### The request
Make an exact copy of the lines, leaving the pictures out.

### Material provided

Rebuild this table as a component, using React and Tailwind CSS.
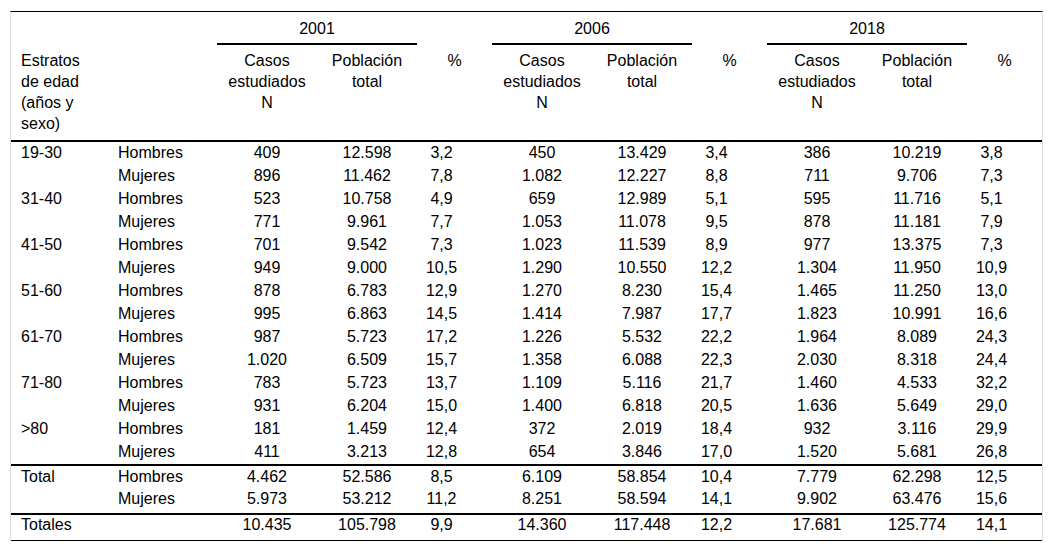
import React from 'react';

const groups = [
  {
    label: '19-30',
    rows: [
      ['Hombres', '409', '12.598', '3,2', '450', '13.429', '3,4', '386', '10.219', '3,8'],
      ['Mujeres', '896', '11.462', '7,8', '1.082', '12.227', '8,8', '711', '9.706', '7,3'],
    ],
  },
  {
    label: '31-40',
    rows: [
      ['Hombres', '523', '10.758', '4,9', '659', '12.989', '5,1', '595', '11.716', '5,1'],
      ['Mujeres', '771', '9.961', '7,7', '1.053', '11.078', '9,5', '878', '11.181', '7,9'],
    ],
  },
  {
    label: '41-50',
    rows: [
      ['Hombres', '701', '9.542', '7,3', '1.023', '11.539', '8,9', '977', '13.375', '7,3'],
      ['Mujeres', '949', '9.000', '10,5', '1.290', '10.550', '12,2', '1.304', '11.950', '10,9'],
    ],
  },
  {
    label: '51-60',
    rows: [
      ['Hombres', '878', '6.783', '12,9', '1.270', '8.230', '15,4', '1.465', '11.250', '13,0'],
      ['Mujeres', '995', '6.863', '14,5', '1.414', '7.987', '17,7', '1.823', '10.991', '16,6'],
    ],
  },
  {
    label: '61-70',
    rows: [
      ['Hombres', '987', '5.723', '17,2', '1.226', '5.532', '22,2', '1.964', '8.089', '24,3'],
      ['Mujeres', '1.020', '6.509', '15,7', '1.358', '6.088', '22,3', '2.030', '8.318', '24,4'],
    ],
  },
  {
    label: '71-80',
    rows: [
      ['Hombres', '783', '5.723', '13,7', '1.109', '5.116', '21,7', '1.460', '4.533', '32,2'],
      ['Mujeres', '931', '6.204', '15,0', '1.400', '6.818', '20,5', '1.636', '5.649', '29,0'],
    ],
  },
  {
    label: '>80',
    rows: [
      ['Hombres', '181', '1.459', '12,4', '372', '2.019', '18,4', '932', '3.116', '29,9'],
      ['Mujeres', '411', '3.213', '12,8', '654', '3.846', '17,0', '1.520', '5.681', '26,8'],
    ],
  },
];

const totals = [
  ['Total', 'Hombres', '4.462', '52.586', '8,5', '6.109', '58.854', '10,4', '7.779', '62.298', '12,5'],
  ['', 'Mujeres', '5.973', '53.212', '11,2', '8.251', '58.594', '14,1', '9.902', '63.476', '15,6'],
];

const grand = ['Totales', '', '10.435', '105.798', '9,9', '14.360', '117.448', '12,2', '17.681', '125.774', '14,1'];

// percent columns sit a bit left of their header
const isPct = (i) => i === 4 || i === 7 || i === 10;

function Cells({ values, extra = '' }) {
  return values.map((v, i) => (
    <td
      key={i}
      className={
        i === 0
          ? `p-0 pl-[10px] text-left align-top ${extra}`
          : i === 1
          ? `p-0 pl-[8px] text-left align-top ${extra}`
          : isPct(i)
          ? `p-0 pr-[26px] text-center align-top ${extra}`
          : `p-0 text-center align-top ${extra}`
      }
    >
      {v}
    </td>
  ));
}

export default function App() {
  return (
    <div className="w-[1053px] h-[553px] bg-white pt-[11px] pl-[10px] font-['Liberation_Sans',Arial,sans-serif] text-[16px] text-black">
      <table className="table-fixed w-[1033px] border-separate border-spacing-0 border-t border-x border-[#dcdcdc] border-t-black">
        <colgroup>
          <col className="w-[99px]" />
          <col className="w-[107px]" />
          <col className="w-[100px]" />
          <col className="w-[100px]" />
          <col className="w-[75px]" />
          <col className="w-[100px]" />
          <col className="w-[100px]" />
          <col className="w-[75px]" />
          <col className="w-[100px]" />
          <col className="w-[100px]" />
          <col className="w-[75px]" />
        </colgroup>
        <thead className="leading-[21px] font-normal">
          <tr>
            <th colSpan={2} className="p-0 h-[33px]" />
            <th colSpan={2} className="p-0 pt-[6px] pb-[4px] font-normal text-center align-top border-b-2 border-black">2001</th>
            <th className="p-0" />
            <th colSpan={2} className="p-0 pt-[6px] pb-[4px] font-normal text-center align-top border-b-2 border-black">2006</th>
            <th className="p-0" />
            <th colSpan={2} className="p-0 pt-[6px] pb-[4px] font-normal text-center align-top border-b-2 border-black">2018</th>
            <th className="p-0" />
          </tr>
          <tr>
            <th className="p-0 pl-[10px] pt-[5px] h-[97px] font-normal text-left align-top border-b-2 border-black">
              Estratos<br />de edad<br />(años y<br />sexo)
            </th>
            <th className="p-0 border-b-2 border-black" />
            {['2001', '2006', '2018'].map((y) => (
              <React.Fragment key={y}>
                <th className="p-0 pt-[5px] font-normal text-center align-top border-b-2 border-black">
                  Casos<br />estudiados<br />N
                </th>
                <th className="p-0 pt-[5px] font-normal text-center align-top border-b-2 border-black">
                  Población<br />total
                </th>
                <th className="p-0 pt-[5px] font-normal text-center align-top border-b-2 border-black">%</th>
              </React.Fragment>
            ))}
          </tr>
        </thead>
        <tbody className="leading-[18px]">
          {groups.map((g) =>
            g.rows.map((r, k) => (
              <tr key={g.label + k} className="h-[23px]">
                <Cells values={[k === 0 ? g.label : '', ...r]} extra="pt-[2px]" />
              </tr>
            ))
          )}
          <tr className="h-[24px]">
            <Cells values={totals[0]} extra="pt-[2px] border-t-2 border-black" />
          </tr>
          <tr className="h-[25px]">
            <Cells values={totals[1]} extra="pt-[2px]" />
          </tr>
          <tr className="h-[28px]">
            <Cells values={grand} extra="pt-[1px] border-t-2 border-b border-black" />
          </tr>
        </tbody>
      </table>
    </div>
  );
}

### Result for this exercise
Rebuild this table as a component, using React and Tailwind CSS.
import React from 'react';

const groups = [
  {
    label: '19-30',
    rows: [
      ['Hombres', '409', '12.598', '3,2', '450', '13.429', '3,4', '386', '10.219', '3,8'],
      ['Mujeres', '896', '11.462', '7,8', '1.082', '12.227', '8,8', '711', '9.706', '7,3'],
    ],
  },
  {
    label: '31-40',
    rows: [
      ['Hombres', '523', '10.758', '4,9', '659', '12.989', '5,1', '595', '11.716', '5,1'],
      ['Mujeres', '771', '9.961', '7,7', '1.053', '11.078', '9,5', '878', '11.181', '7,9'],
    ],
  },
  {
    label: '41-50',
    rows: [
      ['Hombres', '701', '9.542', '7,3', '1.023', '11.539', '8,9', '977', '13.375', '7,3'],
      ['Mujeres', '949', '9.000', '10,5', '1.290', '10.550', '12,2', '1.304', '11.950', '10,9'],
    ],
  },
  {
    label: '51-60',
    rows: [
      ['Hombres', '878', '6.783', '12,9', '1.270', '8.230', '15,4', '1.465', '11.250', '13,0'],
      ['Mujeres', '995', '6.863', '14,5', '1.414', '7.987', '17,7', '1.823', '10.991', '16,6'],
    ],
  },
  {
    label: '61-70',
    rows: [
      ['Hombres', '987', '5.723', '17,2', '1.226', '5.532', '22,2', '1.964', '8.089', '24,3'],
      ['Mujeres', '1.020', '6.509', '15,7', '1.358', '6.088', '22,3', '2.030', '8.318', '24,4'],
    ],
  },
  {
    label: '71-80',
    rows: [
      ['Hombres', '783', '5.723', '13,7', '1.109', '5.116', '21,7', '1.460', '4.533', '32,2'],
      ['Mujeres', '931', '6.204', '15,0', '1.400', '6.818', '20,5', '1.636', '5.649', '29,0'],
    ],
  },
  {
    label: '>80',
    rows: [
      ['Hombres', '181', '1.459', '12,4', '372', '2.019', '18,4', '932', '3.116', '29,9'],
      ['Mujeres', '411', '3.213', '12,8', '654', '3.846', '17,0', '1.520', '5.681', '26,8'],
    ],
  },
];

const totals = [
  ['Total', 'Hombres', '4.462', '52.586', '8,5', '6.109', '58.854', '10,4', '7.779', '62.298', '12,5'],
  ['', 'Mujeres', '5.973', '53.212', '11,2', '8.251', '58.594', '14,1', '9.902', '63.476', '15,6'],
];

const grand = ['Totales', '', '10.435', '105.798', '9,9', '14.360', '117.448', '12,2', '17.681', '125.774', '14,1'];

// percent columns sit a bit left of their header
const isPct = (i) => i === 4 || i === 7 || i === 10;

function Cells({ values, extra = '' }) {
  return values.map((v, i) => (
    <td
      key={i}
      className={
        i === 0
          ? `p-0 pl-[10px] text-left align-top ${extra}`
          : i === 1
          ? `p-0 pl-[8px] text-left align-top ${extra}`
          : isPct(i)
          ? `p-0 pr-[26px] text-center align-top ${extra}`
          : `p-0 text-center align-top ${extra}`
      }
    >
      {v}
    </td>
  ));
}

export default function App() {
  return (
    <div className="w-[1053px] h-[553px] bg-white pt-[11px] pl-[10px] font-['Liberation_Sans',Arial,sans-serif] text-[16px] text-black">
      <table className="table-fixed w-[1033px] border-separate border-spacing-0 border-t border-x border-[#dcdcdc] border-t-black">
        <colgroup>
          <col className="w-[99px]" />
          <col className="w-[107px]" />
          <col className="w-[100px]" />
          <col className="w-[100px]" />
          <col className="w-[75px]" />
          <col className="w-[100px]" />
          <col className="w-[100px]" />
          <col className="w-[75px]" />
          <col className="w-[100px]" />
          <col className="w-[100px]" />
          <col className="w-[75px]" />
        </colgroup>
        <thead className="leading-[21px] font-normal">
          <tr>
            <th colSpan={2} className="p-0 h-[33px]" />
            <th colSpan={2} className="p-0 pt-[6px] pb-[4px] font-normal text-center align-top border-b-2 border-black">2001</th>
            <th className="p-0" />
            <th colSpan={2} className="p-0 pt-[6px] pb-[4px] font-normal text-center align-top border-b-2 border-black">2006</th>
            <th className="p-0" />
            <th colSpan={2} className="p-0 pt-[6px] pb-[4px] font-normal text-center align-top border-b-2 border-black">2018</th>
            <th className="p-0" />
          </tr>
          <tr>
            <th className="p-0 pl-[10px] pt-[5px] h-[97px] font-normal text-left align-top border-b-2 border-black">
              Estratos<br />de edad<br />(años y<br />sexo)
            </th>
            <th className="p-0 border-b-2 border-black" />
            {['2001', '2006', '2018'].map((y) => (
              <React.Fragment key={y}>
                <th className="p-0 pt-[5px] font-normal text-center align-top border-b-2 border-black">
                  Casos<br />estudiados<br />N
                </th>
                <th className="p-0 pt-[5px] font-normal text-center align-top border-b-2 border-black">
                  Población<br />total
                </th>
                <th className="p-0 pt-[5px] font-normal text-center align-top border-b-2 border-black">%</th>
              </React.Fragment>
            ))}
          </tr>
        </thead>
        <tbody className="leading-[18px]">
          {groups.map((g) =>
            g.rows.map((r, k) => (
              <tr key={g.label + k} className="h-[23px]">
                <Cells values={[k === 0 ? g.label : '', ...r]} extra="pt-[2px]" />
              </tr>
            ))
          )}
          <tr className="h-[24px]">
            <Cells values={totals[0]} extra="pt-[2px] border-t-2 border-black" />
          </tr>
          <tr className="h-[25px]">
            <Cells values={totals[1]} extra="pt-[2px]" />
          </tr>
          <tr className="h-[28px]">
            <Cells values={grand} extra="pt-[1px] border-t-2 border-b border-black" />
          </tr>
        </tbody>
      </table>
    </div>
  );
}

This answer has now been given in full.